34.    After that the priest will offer `theertham' (holy water or milk used during abhishegam). This too is received in the hollow of your palm and drunk with reverence after placing it over each eye in turn.
35.    Sandalwood paste and kumkum are also offered after this. Each should be taken by the ring finger and applied in the middle of the forehead. Sandalwood paste is applied first and kumkum is applied on top.
36.    Thirunooru, theertham, sandalwood paste and kumkum are offered to all devotees after prayers. For those who make special archanai or pooja the priest will offer a half coconut with bananas, betel leaf, betelnuts, flowers, a little thirunooru and kumkum in packets as a form of prasadam.

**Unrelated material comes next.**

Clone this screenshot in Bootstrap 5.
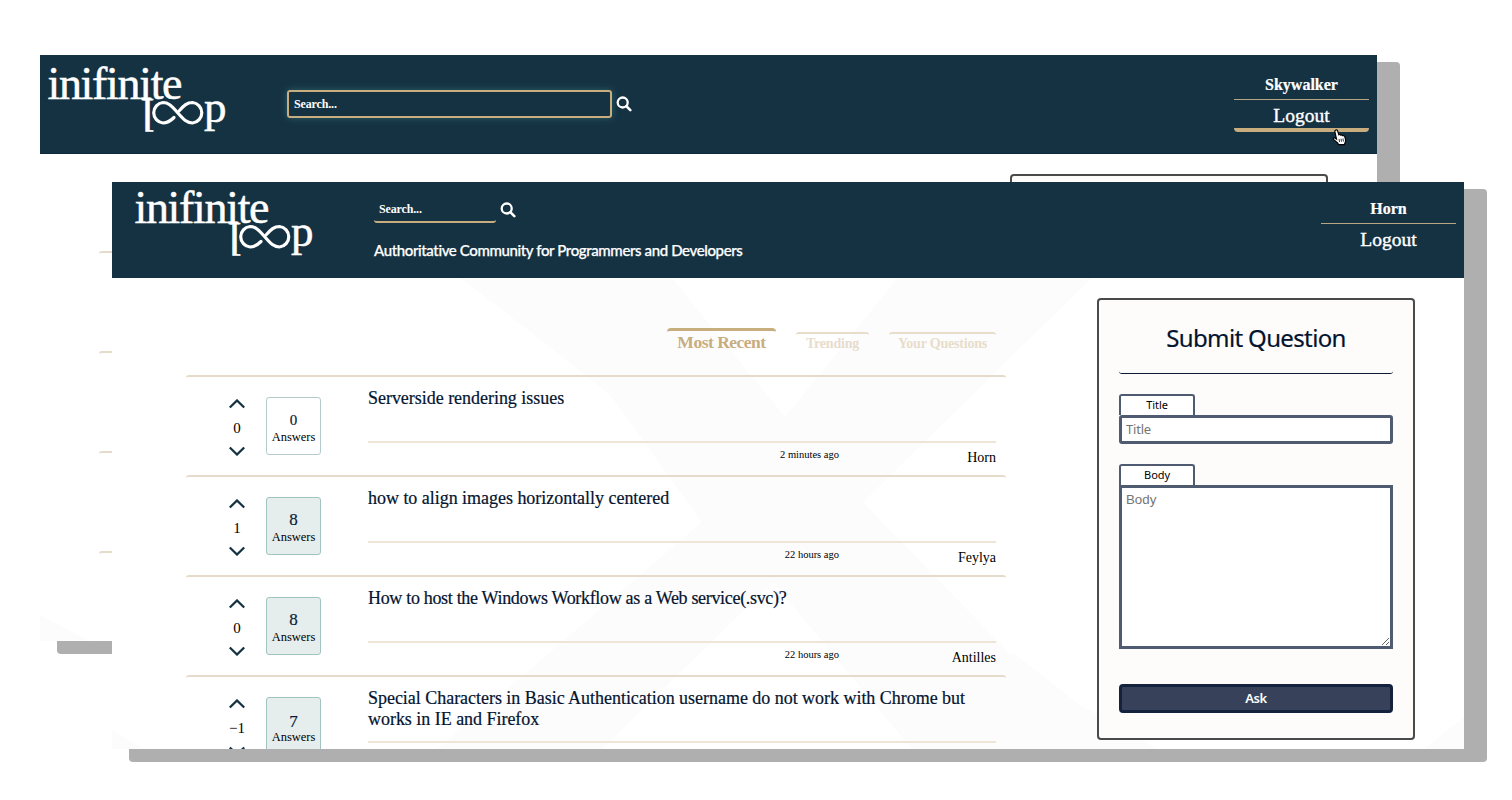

37.    When receiving this form of prasadam, accept reverently with both hands and place it before the eyes. Then remove a flower and smell it before placing it behind your ear.
38.    Sometimes, 'naivedhyam' or food offering consisting of rice, peas etc., paid for by the devotee, is distributed to those attending prayers in the temple. The naivedhyam is first blessed during prayers and returned to the devotee who then distributes it to those present. A small portion can be taken back home for the family.
39.    Special archanai (pooja) by individuals can also be done. Each devotee may bring camphor etc. for archanai and give them to the priest. Your name and the star under which you were born (Hindu horoscope) or that of the person for whom the pooja is done, is given to the priest who will proceed to do the pooja. After that the priest will give you the prasadam (coconut etc.) which can be taken home.
40.    Having participated in the temple pooja one shouldn't return home or leave the temple immediately. One should sit at a suitable place in sight of the deities and spend some time in silent meditation (dhyana). One can chant holy mantras or concentrate on the form of a favourite deity. Close your eyes and chant holy mantras (Om Namah Sivaya etc.) at least 108 times. Do this in peace and calm before worshipping the main deity once again. Then you can leave the temple for home with a calm frame of mind.